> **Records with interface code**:

______

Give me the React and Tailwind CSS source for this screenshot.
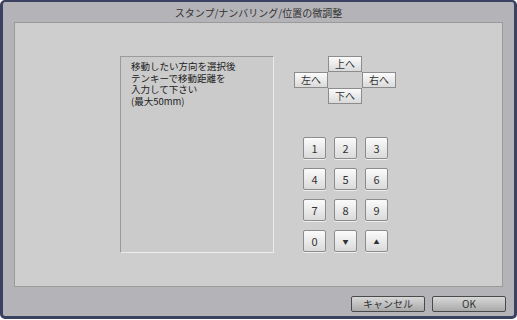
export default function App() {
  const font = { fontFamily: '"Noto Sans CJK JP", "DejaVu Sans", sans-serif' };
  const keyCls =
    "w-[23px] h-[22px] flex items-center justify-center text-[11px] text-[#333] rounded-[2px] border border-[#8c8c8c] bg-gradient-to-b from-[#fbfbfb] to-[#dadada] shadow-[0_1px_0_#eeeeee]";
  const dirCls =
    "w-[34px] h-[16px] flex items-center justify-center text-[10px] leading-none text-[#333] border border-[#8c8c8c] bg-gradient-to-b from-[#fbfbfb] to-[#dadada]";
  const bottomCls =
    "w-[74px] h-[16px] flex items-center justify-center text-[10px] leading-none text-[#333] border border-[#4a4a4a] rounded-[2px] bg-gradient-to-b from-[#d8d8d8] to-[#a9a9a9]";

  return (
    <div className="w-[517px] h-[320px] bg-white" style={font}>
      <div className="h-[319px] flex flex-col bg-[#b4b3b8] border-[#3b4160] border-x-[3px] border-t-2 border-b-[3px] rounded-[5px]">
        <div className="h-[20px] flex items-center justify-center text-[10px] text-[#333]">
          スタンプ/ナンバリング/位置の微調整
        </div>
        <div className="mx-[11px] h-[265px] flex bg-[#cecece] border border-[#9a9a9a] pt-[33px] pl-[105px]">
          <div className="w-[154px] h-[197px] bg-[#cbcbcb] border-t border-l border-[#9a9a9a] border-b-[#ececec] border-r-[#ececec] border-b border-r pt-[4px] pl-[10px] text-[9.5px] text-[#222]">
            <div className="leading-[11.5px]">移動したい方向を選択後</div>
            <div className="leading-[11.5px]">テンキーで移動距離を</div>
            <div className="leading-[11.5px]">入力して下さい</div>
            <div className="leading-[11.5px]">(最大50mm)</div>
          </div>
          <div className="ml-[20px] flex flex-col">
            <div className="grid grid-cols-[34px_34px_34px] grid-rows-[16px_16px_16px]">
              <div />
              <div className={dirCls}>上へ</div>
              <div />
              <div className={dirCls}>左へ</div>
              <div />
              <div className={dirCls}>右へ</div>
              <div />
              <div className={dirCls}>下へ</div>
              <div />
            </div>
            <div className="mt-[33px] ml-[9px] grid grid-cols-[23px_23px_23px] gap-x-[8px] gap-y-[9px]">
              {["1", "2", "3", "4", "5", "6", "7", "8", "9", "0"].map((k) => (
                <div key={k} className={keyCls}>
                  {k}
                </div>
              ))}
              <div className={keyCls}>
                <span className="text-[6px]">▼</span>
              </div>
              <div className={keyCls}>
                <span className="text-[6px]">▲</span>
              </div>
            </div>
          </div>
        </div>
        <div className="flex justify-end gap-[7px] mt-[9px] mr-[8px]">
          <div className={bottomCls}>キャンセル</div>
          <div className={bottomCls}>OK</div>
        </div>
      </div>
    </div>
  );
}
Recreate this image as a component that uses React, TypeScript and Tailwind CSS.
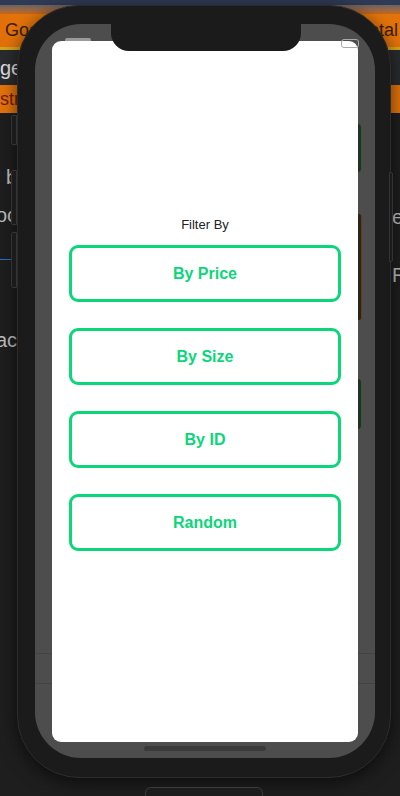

______

> **Instruction**: From the first line above down to the line with "text-[#333] border border-[#4a4a4a]", reproduce every line and no others, omitting pictures.

> **Exercise solution**:
Give me the React and Tailwind CSS source for this screenshot.
export default function App() {
  const font = { fontFamily: '"Noto Sans CJK JP", "DejaVu Sans", sans-serif' };
  const keyCls =
    "w-[23px] h-[22px] flex items-center justify-center text-[11px] text-[#333] rounded-[2px] border border-[#8c8c8c] bg-gradient-to-b from-[#fbfbfb] to-[#dadada] shadow-[0_1px_0_#eeeeee]";
  const dirCls =
    "w-[34px] h-[16px] flex items-center justify-center text-[10px] leading-none text-[#333] border border-[#8c8c8c] bg-gradient-to-b from-[#fbfbfb] to-[#dadada]";
  const bottomCls =
    "w-[74px] h-[16px] flex items-center justify-center text-[10px] leading-none text-[#333] border border-[#4a4a4a] rounded-[2px] bg-gradient-to-b from-[#d8d8d8] to-[#a9a9a9]";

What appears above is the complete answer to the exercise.